* Begin Information provided *

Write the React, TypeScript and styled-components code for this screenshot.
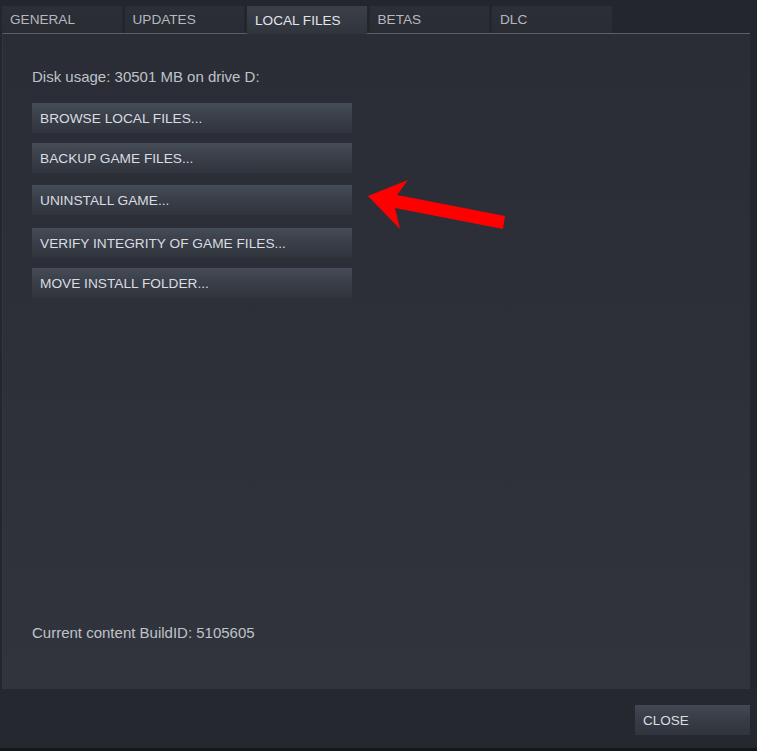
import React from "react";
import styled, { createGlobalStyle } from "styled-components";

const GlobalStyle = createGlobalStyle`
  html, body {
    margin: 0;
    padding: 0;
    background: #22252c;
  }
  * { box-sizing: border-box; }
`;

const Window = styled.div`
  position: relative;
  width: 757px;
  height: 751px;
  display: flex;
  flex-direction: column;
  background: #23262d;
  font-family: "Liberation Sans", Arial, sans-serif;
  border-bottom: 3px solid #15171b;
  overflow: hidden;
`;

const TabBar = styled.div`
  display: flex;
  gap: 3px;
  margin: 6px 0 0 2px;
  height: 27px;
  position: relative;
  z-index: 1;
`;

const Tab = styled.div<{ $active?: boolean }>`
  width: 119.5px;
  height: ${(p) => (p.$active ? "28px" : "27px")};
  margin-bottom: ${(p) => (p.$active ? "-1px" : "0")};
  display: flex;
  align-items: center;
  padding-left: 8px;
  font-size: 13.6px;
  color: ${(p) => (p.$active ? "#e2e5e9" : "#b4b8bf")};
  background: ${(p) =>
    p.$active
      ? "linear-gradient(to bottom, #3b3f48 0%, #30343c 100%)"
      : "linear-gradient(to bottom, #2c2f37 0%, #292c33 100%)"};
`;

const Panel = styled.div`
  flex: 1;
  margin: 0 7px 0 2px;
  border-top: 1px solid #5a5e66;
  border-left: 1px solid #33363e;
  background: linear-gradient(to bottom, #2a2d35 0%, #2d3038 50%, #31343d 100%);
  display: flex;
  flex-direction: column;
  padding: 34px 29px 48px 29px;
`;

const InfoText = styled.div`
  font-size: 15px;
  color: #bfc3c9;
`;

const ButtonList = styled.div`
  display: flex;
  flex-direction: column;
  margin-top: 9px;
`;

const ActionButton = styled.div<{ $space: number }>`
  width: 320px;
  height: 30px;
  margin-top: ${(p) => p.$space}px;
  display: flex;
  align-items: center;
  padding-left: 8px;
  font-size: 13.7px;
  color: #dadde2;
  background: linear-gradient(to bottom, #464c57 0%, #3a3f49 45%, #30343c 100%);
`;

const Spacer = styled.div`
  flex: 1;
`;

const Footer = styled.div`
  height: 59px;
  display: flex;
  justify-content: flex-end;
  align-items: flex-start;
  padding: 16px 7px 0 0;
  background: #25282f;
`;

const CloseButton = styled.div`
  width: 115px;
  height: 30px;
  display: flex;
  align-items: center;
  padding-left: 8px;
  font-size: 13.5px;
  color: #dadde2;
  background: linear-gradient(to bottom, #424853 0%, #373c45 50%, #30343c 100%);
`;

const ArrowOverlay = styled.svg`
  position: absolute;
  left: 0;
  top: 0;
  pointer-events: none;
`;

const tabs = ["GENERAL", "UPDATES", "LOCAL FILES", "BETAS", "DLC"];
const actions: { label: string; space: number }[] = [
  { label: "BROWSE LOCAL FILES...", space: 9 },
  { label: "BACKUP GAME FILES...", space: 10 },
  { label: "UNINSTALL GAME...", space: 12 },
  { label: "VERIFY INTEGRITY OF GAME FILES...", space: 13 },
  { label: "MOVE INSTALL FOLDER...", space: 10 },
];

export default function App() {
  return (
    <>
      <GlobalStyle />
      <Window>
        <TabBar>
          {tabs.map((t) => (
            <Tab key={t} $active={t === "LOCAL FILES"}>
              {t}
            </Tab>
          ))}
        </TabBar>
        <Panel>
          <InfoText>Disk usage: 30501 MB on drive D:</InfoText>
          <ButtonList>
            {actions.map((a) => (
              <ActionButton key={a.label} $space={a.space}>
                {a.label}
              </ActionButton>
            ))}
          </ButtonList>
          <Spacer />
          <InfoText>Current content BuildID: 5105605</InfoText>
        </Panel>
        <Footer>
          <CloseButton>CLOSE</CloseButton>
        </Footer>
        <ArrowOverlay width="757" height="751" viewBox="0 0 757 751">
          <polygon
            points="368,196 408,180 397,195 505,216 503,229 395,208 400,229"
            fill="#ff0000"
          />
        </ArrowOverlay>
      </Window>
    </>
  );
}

* End Information provided *

__Your objective__
Copy each line that holds the word "components".

__Problem solution__
Write the React, TypeScript and styled-components code for this screenshot.
import styled, { createGlobalStyle } from "styled-components";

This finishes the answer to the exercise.